Hinweis: Besteht in diesem Einzugsgebiet eine hohe Dichte an Pferdebetrieben, empfiehlt es sich, den bestehenden Preisdruck durch Spezialisierung abzumildern, zum Beispiel durch das Angebot einer alternativen Haltungsform oder die Fokussierung auf eine spezielle Reitweise bzw. Zielgruppe. Eignet sich das Umfeld des Betriebes nicht für Ausritte, wird dies von Reitern mit turniersportlichen Ambitionen eher toleriert als von reinen Freizeitreitern.
Rassen und Reitweisen
Im Vergleich zum früheren homogenen „Prototyp des Reiters“ unterliegt die Pferdebranche bereits seit Jahren einem Wandel, der viele Betriebe vor eine Herausforderung stellt. Die heutigen Ansprüche an moderne Pferdehaltung führen zu einer hohen Nachfrage nach artgerechten Haltungssystemen sowie mehr Platz und Bewegungsangeboten für das Einzeltier. Zudem besteht immer häufiger der Wunsch nach einem Komplettservice, der den berufstätigen Pferdeeigentümern die Haltung eines eigenen Reitpferdes zeitlich überhaupt ermöglicht.

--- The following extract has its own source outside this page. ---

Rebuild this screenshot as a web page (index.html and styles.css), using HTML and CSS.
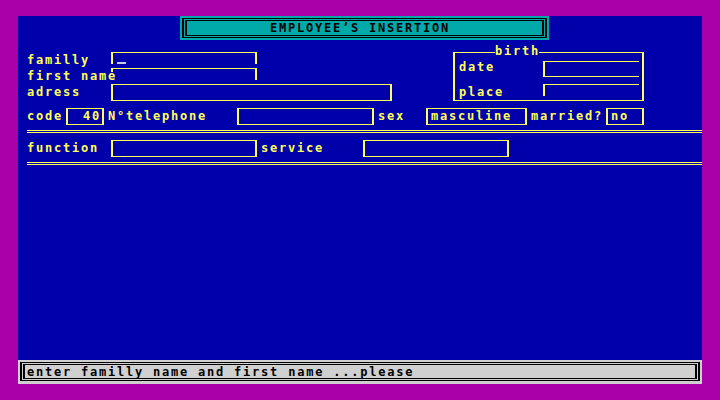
FILE: index.html
```html
<!DOCTYPE html>
<html>
<head>
<meta charset="utf-8">
<title>Employee's insertion</title>
<link rel="stylesheet" href="styles.css">
</head>
<body>
<div class="screen">
  <div class="panel">
    <div class="title"><div class="title-outer"><div class="title-inner">EMPLOYEE’S INSERTION</div></div></div>

    <div class="upper">
      <div class="idcol">
        <div class="row r16">
          <span class="lbl">familly</span>
          <span class="field f-familly"><span class="cursor"></span></span>
        </div>
        <div class="row r16">
          <span class="lbl">first name</span>
          <span class="field f-first"></span>
        </div>
        <div class="row r17">
          <span class="lbl">adress</span>
          <span class="field f-adress"></span>
        </div>
      </div>

      <div class="birth">
        <span class="birth-title">birth</span>
        <div class="brow b-date">
          <span class="lbl lbl-date">date</span>
          <span class="field f-date"></span>
        </div>
        <div class="brow b-place">
          <span class="lbl">place</span>
          <span class="field f-place"></span>
        </div>
      </div>
    </div>

    <div class="line-row">
      <span class="lbl w-code">code</span>
      <span class="box w-codebox right">40</span>
      <span class="lbl w-tel gap">N°telephone</span>
      <span class="box w-telbox"></span>
      <span class="lbl w-sex gap">sex</span>
      <span class="box w-sexbox">masculine</span>
      <span class="lbl w-married gap">married?</span>
      <span class="box w-nobox">no</span>
    </div>

    <div class="dbl"></div>

    <div class="line-row">
      <span class="lbl w-func">function</span>
      <span class="box w-funcbox"></span>
      <span class="lbl w-service gap">service</span>
      <span class="box w-servbox"></span>
    </div>

    <div class="dbl"></div>
  </div>

  <div class="status"><div class="status-outer"><div class="status-inner">enter familly name and first name ...please</div></div></div>
</div>
</body>
</html>
```

FILE: styles.css
```css
* { box-sizing: border-box; }
html, body { margin: 0; padding: 0; }

body {
  width: 720px;
  height: 400px;
  overflow: hidden;
  background: #aa00aa;
  font-family: "DejaVu Sans Mono", "Liberation Mono", monospace;
  font-weight: bold;
  font-size: 12px;
  letter-spacing: 1.78px;
  color: #ffff55;
}

.screen { padding: 16px 18px 0 18px; }

.panel {
  height: 344px;
  background: #0000aa;
  display: flex;
  flex-direction: column;
}

/* title */
.title {
  margin-left: 162px;
  width: 369px;
  height: 24px;
  background: #00aaaa;
  padding: 2px;
}
.title-outer {
  height: 20px;
  border: solid #000;
  border-width: 1px 2px;
  padding: 1px;
}
.title-inner {
  height: 16px;
  border: solid #000;
  border-width: 1px 2px;
  color: #000;
  line-height: 14px;
  padding-left: 83px;
  white-space: nowrap;
}

/* generic */
.lbl { white-space: nowrap; display: block; }
.field { display: block; border: 0 solid #ffff55; }

/* upper section */
.upper {
  display: flex;
  align-items: flex-start;
  padding-left: 9px;
  margin-top: 12px;
}
.idcol { width: 365px; display: flex; flex-direction: column; }
.row { display: grid; grid-template-columns: 84px auto; align-items: start; }
.r16 { height: 16px; }
.r17 { height: 17px; }
.row .lbl { line-height: 16px; position: relative; z-index: 1; }

.f-familly { width: 146px; height: 12px; border-width: 1px 2px 0 2px; position: relative; }
.f-first {
  width: 146px; height: 12px; border-width: 1px 2px 0 0;
  background: linear-gradient(#ffff55, #ffff55) 0 0 / 2px 3px no-repeat;
}
.f-adress { width: 281px; height: 17px; border-width: 1px 2px; }

.cursor {
  position: absolute;
  left: 4px;
  top: 9px;
  width: 9px;
  height: 2px;
  background: #c8c8ee;
}

/* birth group */
.birth {
  margin-left: 61px;
  width: 191px;
  height: 49px;
  border: solid #ffff55;
  border-width: 1px 2px;
  padding: 8px 0 0 4px;
  position: relative;
}
.birth-title {
  position: absolute;
  left: 40px;
  top: -8px;
  width: 44px;
  line-height: 13px;
  background: #0000aa;
}
.brow { display: grid; grid-template-columns: 84px 96px; align-items: start; }
.b-date { height: 16px; }
.b-place { height: 16px; margin-top: 7px; }
.lbl-date { line-height: 13px; }
.b-place .lbl { line-height: 16px; }
.f-date { height: 16px; border-width: 1px 0 1px 2px; }
.f-place { height: 12px; border-width: 1px 0 0 2px; }

/* single-line rows */
.line-row {
  display: flex;
  align-items: center;
  height: 17px;
  margin-top: 7px;
  padding-left: 9px;
}
.line-row .lbl { line-height: 17px; }
.box {
  display: block;
  height: 17px;
  border: solid #ffff55;
  border-width: 1px 2px;
  line-height: 15px;
  padding-left: 3px;
  white-space: nowrap;
}
.right { text-align: right; padding-left: 0; padding-right: 1px; }
.gap { margin-left: 4px; }

.w-code { width: 39px; }
.w-codebox { width: 38px; }
.w-tel { width: 129px; }
.w-telbox { width: 137px; }
.w-sex { width: 48px; }
.w-sexbox { width: 101px; }
.w-married { width: 75px; }
.w-nobox { width: 38px; }
.w-func { width: 84px; }
.w-funcbox { width: 146px; }
.w-service { width: 102px; }
.w-servbox { width: 146px; }

.dbl {
  margin: 5px 0 0 9px;
  height: 3px;
  border-top: 1px solid #ffff55;
  border-bottom: 1px solid #ffff55;
}

/* status bar */
.status {
  height: 24px;
  background: #d0d0d0;
  padding: 2px 2px 3px 2px;
}
.status-outer {
  height: 19px;
  border: solid #000;
  border-width: 1px 2px;
  padding: 1px;
}
.status-inner {
  height: 15px;
  border: solid #000;
  border-width: 1px 2px;
  color: #000;
  line-height: 15px;
  padding-left: 2px;
  white-space: nowrap;
}
```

Auch hinsichtlich der Nutzung der Pferde haben über die Jahre verschiedene Reitweisen und Pferderassen Einzug gehalten, die wiederum unterschiedliche Ansprüche an das Haltungssystem stellen. Treffen innerhalb eines Betriebes verschiedene Ansprüche von Pferden und Reitern aufeinander, stehen die Betriebsleiter nicht nur in der Gruppenhaltung vor einem organisatorischen Mehraufwand. Diese Situation sachkundig zu managen, erfordert neben Fachkompetenz und Pferde-Erfahrung auch ein hohes Maß an Sozialkompetenz, Kommunikationsstärke und Motivation des Betriebsleiters.

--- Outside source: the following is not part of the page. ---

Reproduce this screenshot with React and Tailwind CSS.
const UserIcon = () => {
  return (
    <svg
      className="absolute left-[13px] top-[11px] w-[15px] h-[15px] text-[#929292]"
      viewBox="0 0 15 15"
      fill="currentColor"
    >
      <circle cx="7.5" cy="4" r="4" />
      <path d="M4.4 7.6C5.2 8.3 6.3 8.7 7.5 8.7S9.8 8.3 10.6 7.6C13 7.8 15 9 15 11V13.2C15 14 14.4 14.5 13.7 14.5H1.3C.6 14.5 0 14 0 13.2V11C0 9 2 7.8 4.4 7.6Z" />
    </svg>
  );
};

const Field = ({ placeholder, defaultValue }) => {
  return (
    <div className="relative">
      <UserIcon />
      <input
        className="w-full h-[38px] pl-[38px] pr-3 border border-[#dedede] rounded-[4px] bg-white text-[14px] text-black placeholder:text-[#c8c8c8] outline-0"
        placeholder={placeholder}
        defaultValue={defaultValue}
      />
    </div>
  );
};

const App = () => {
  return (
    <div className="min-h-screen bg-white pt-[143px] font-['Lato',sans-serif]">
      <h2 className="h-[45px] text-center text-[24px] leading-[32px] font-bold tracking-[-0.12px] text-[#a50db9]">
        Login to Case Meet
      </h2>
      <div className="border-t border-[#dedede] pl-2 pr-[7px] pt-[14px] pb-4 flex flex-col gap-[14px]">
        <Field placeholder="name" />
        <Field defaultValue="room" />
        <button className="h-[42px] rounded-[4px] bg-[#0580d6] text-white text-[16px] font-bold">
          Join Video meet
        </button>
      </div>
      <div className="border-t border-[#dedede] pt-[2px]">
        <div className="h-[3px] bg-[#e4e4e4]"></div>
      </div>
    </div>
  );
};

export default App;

Wirtschaftlichkeit eines Betriebs beurteilen
Um die Wirtschaftlichkeit eines Betriebs zu beurteilen, müssen neben dem Gewinn die Vollkostendeckung und der Unternehmergewinn als Kriterien herangezogen werden. Bei der Vollkostenrechnung wird die Faktorentlohnung für die eingesetzten Produktionsfaktoren vom ermittelten Gewinn abgezogen: Als Alternative zur Nutzung im eigenen Betrieb ist die Eigentumsfläche mit einem Pachtansatz zu bewerten. Der Zinsansatz berücksichtigt die Alternative des Eigenkapitals als Geldanlage.

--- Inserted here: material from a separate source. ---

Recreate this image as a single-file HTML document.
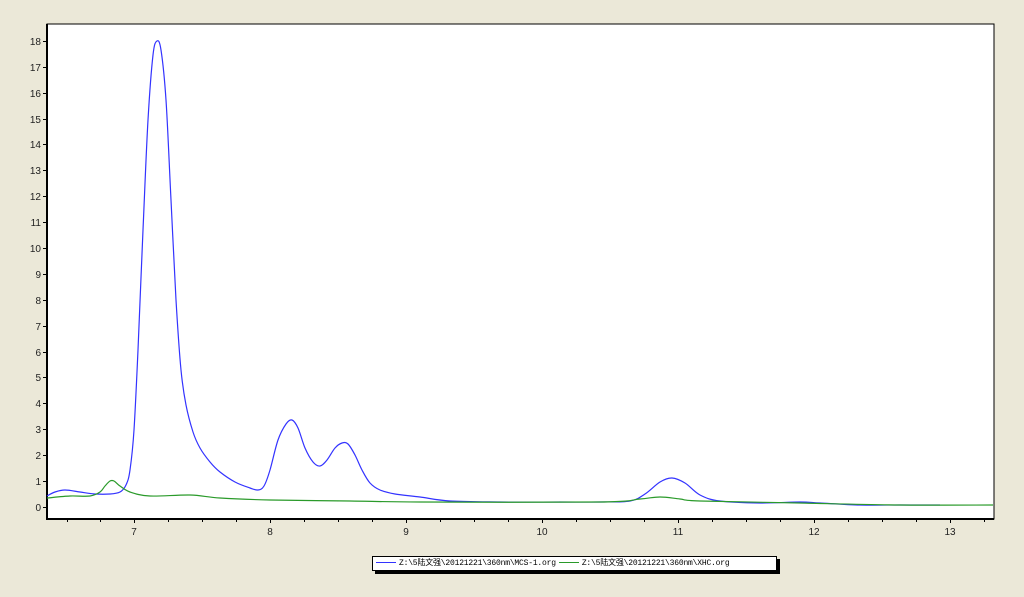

Und nichtentlohnte familieneigene Arbeit wird mit einem Lohnansatz zum Beispiel anstelle eines abhängigen Beschäftigungsverhältnisses gleichgesetzt.
Vollkostenrechnung aufstellen
Durch die Vollkostenrechnung lässt sich die Wirtschaftlichkeit des Pferdebetriebes besser beurteilen. Die reine Gewinnermittlung kann nur einen Hinweis auf eine gegebene Wirtschaftlichkeit liefern. So kann ein niedriger Gewinn je Wirtschaftsjahr hoch wirtschaftlich sein, wenn zu seiner Erzielung lediglich wenige Stunden familieneigene nichtentlohnte Arbeit im Nebenerwerb auf einer geringen Fläche und mit wenig Eigenkapital eingesetzt werden mussten. Andererseits kann ein hoher Gewinn je Wirtschaftsjahr zu einem negativen Unternehmergewinn führen, wenn zu seiner Erzielung ein hohes Maß an Flächen, Eigenkapital und nichtentlohnte Arbeit notwendig waren.
Zu berücksichtigen sind auch die Kosten für die Sozialversicherung, die als abhängig Beschäftigter im Rahmen der Sozialversicherungspflicht nur einen Arbeitnehmeranteil ausmachen, während diese andernfalls vollständig vom Gewinn getragen werden müssen. Ist das Betriebsergebnis über die Vollkostendeckung hinaus positiv, wurde ein Unternehmergewinn erzielt. Er steht zur Entlohnung des unternehmerischen Risikos und zur Weiterentwicklung des Betriebes zur Verfügung.
Was noch zu beachten ist
Ist die Übernahme eines bestehenden Betriebes geplant, ist zunächst die Legalität baulicher Anlagen zu prüfen: Entsprechen Abmessungen und Größen von Boxen, Liegeflächenm und Ausläufen den 2009 vom Bundeslandwirtschaftsministerium herausgegebenen „Leitlinien zur Beurteilung von Pferdehaltungen unter Tierschutzgesichtspunkten“?
Reicht die Größe des Mistlagers?
Wer neu baut, sollte von vornherein gegebenenfalls später notwendige Modernisierungsmaßnahmen und Erweiterungsmöglichkeiten im Hinterkopf haben.
- Vor Aufnahme des Betriebes muss dieser bei der Veterinärbehörde,
- der Tierseuchenkasse (Vergabe der Betriebsstätten-Nummer) und
- der Berufsgenossenschaft (Landwirtschaft bzw. Verkehr) gemeldet werden.
Die Vergabe der Unternehmernummer zur Beantragung von Flächenprämien erfolgt über die Landwirtschaftskammer NRW, die auch bei zentralen Pflichten wie Düngebedarfsermittlung oder Nährstoffvergleich behilflich ist. Neben steuerrechtlichen Aspekten gilt es, den Betrieb adäquat zu versichern und an die eigene Sozialversicherung zu denken.